# Step 1: Load Necessary Libraries

In [1]:
# Step 1: Load Necessary Libraries
import pandas as pd
import numpy as np
import logging

In [3]:
# Set up logging
logging.basicConfig(filename='data_cleaning.log', level=logging.INFO,
                    format='%(asctime)s - %(levelname)s - %(message)s')

# Step 2: Load Data from CSV

In [15]:
# Step 2: Load Data from CSV
# Assuming the file path is 'Raw/Revenue Report.csv'
df = pd.read_csv('Raw/Revenue Report.csv')

# Display the first few rows to understand the structure
print("Initial Data Preview:")
display(df.head())


Initial Data Preview:


Unnamed: 0,Region,Month,Projected_Revenue,Actual_Revenue,Growth_Target,Status
0,North,2024-01,500000,490000.0,0.05,Achieved
1,East,2024-01,750000,,0.04,In Progress
2,South,2024-01,625000,500000.0,0.03,Below Target
3,West,2024-01,"""Not Available""",720000.0,0.06,Achieved
4,North,2024-02,550000,530000.0,,Achieved


# Step 3: Data Cleaning and Transformation

In [19]:
# Standardize Month column to datetime format for consistency
logging.info("Standardizing the Month column")
df['Month'] = pd.to_datetime(df['Month'], errors='coerce', format='%Y-%m')


In [20]:

# Sort the DataFrame by Region and Month for cumulative calculations
df = df.sort_values(['Region', 'Month']).reset_index(drop=True)


In [22]:
# Fill forward Projected_Revenue to ensure it always has values using transform
logging.info("Filling missing values in Projected_Revenue")
df['Projected_Revenue'] = df.groupby('Region')['Projected_Revenue'].transform(lambda x: x.ffill())

In [23]:
# Fill missing Actual_Revenue values with 0, indicating no revenue reported that month
logging.info("Filling missing values in Actual_Revenue with 0")
df['Actual_Revenue'] = df['Actual_Revenue'].fillna(0)

In [24]:
# Ensure Projected_Revenue and Actual_Revenue columns are numeric
logging.info("Converting Projected_Revenue and Actual_Revenue to numeric values")
df['Projected_Revenue'] = pd.to_numeric(df['Projected_Revenue'], errors='coerce')
df['Actual_Revenue'] = pd.to_numeric(df['Actual_Revenue'], errors='coerce')

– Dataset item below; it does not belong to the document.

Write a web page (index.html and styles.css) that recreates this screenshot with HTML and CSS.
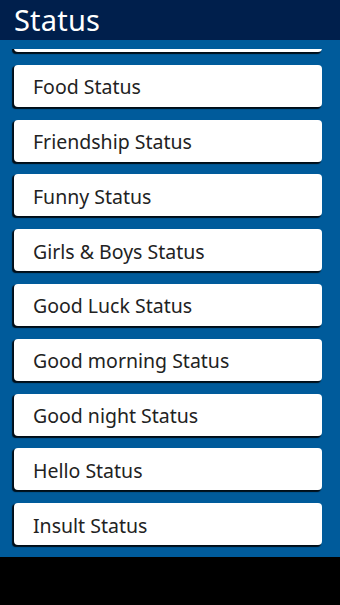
FILE: index.html
```html
<!DOCTYPE html>
<html>
<head>
<meta charset="utf-8">
<link rel="stylesheet" href="styles.css">
</head>
<body>
<div class="app">
  <header class="bar"><h1 class="title">Status</h1></header>
  <div class="viewport">
    <ul class="list">
      <li class="card" aria-hidden="true"></li>
      <li class="card">Food Status</li>
      <li class="card">Friendship Status</li>
      <li class="card">Funny Status</li>
      <li class="card">Girls &amp; Boys Status</li>
      <li class="card">Good Luck Status</li>
      <li class="card">Good morning Status</li>
      <li class="card">Good night Status</li>
      <li class="card">Hello Status</li>
      <li class="card">Insult Status</li>
    </ul>
  </div>
</div>
<div class="navbar"></div>
</body>
</html>
```
FILE: styles.css
```css
html, body {
  margin: 0;
  padding: 0;
  background: #000;
  width: 340px;
  height: 605px;
  overflow: hidden;
  font-family: "Noto Sans", "Open Sans", sans-serif;
}
.app {
  height: 557px;
  background: #005b9b;
  display: flex;
  flex-direction: column;
}
.bar {
  height: 40px;
  flex: 0 0 40px;
  background: #001f4c;
  display: flex;
  align-items: center;
  padding-left: 14px;
}
.title {
  margin: 0;
  color: #fff;
  font-weight: normal;
  font-size: 29px;
  line-height: 40px;
  letter-spacing: 0.2px;
}
.viewport {
  flex: 1;
  margin-top: 9px;
  overflow: hidden;
}
.list {
  list-style: none;
  margin: -39px 0 0 0;
  padding: 0 18px 0 14px;
  display: flex;
  flex-direction: column;
  gap: 12.8px;
}
.card {
  height: 42px;
  flex: 0 0 42px;
  box-sizing: border-box;
  background: #fff;
  border-radius: 4px;
  box-shadow: -1.5px 1.5px 1px rgba(0, 0, 0, 0.85);
  color: #222;
  font-size: 19.5px;
  display: flex;
  align-items: center;
  padding-left: 19px;
  padding-top: 2px;
}
.navbar {
  height: 48px;
  background: #000;
}
```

# Step 4: Calculate Cumulative Revenue

In [25]:
# Calculate cumulative values for Projected and Actual Revenue
logging.info("Calculating cumulative values for Projected and Actual Revenue")
df['Cumulative_Projected_Revenue'] = df.groupby('Region')['Projected_Revenue'].cumsum()
df['Cumulative_Actual_Revenue'] = df.groupby('Region')['Actual_Revenue'].cumsum()

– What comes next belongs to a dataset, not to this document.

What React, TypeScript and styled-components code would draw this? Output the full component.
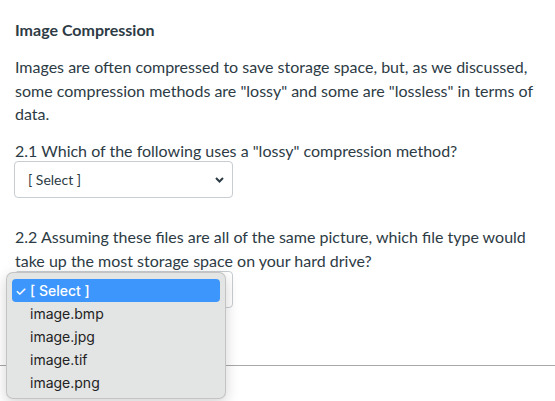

# Step 5: Save the Cleaned and Processed Data

In [27]:
import os

# Define the output directory and file path
output_dir = 'cleaned'
output_file_path = os.path.join(output_dir, 'cumulative_revenue_report.csv')

# Create the directory if it doesn't exist
if not os.path.exists(output_dir):
    os.makedirs(output_dir)

# Save the cleaned and processed data to the new CSV file
df.to_csv(output_file_path, index=False)
logging.info(f"Cleaned and processed data saved to {output_file_path}")

print(f"Data cleaning and cumulative revenue calculation complete. Output saved to {output_file_path}.")

Data cleaning and cumulative revenue calculation complete. Output saved to cleaned\cumulative_revenue_report.csv.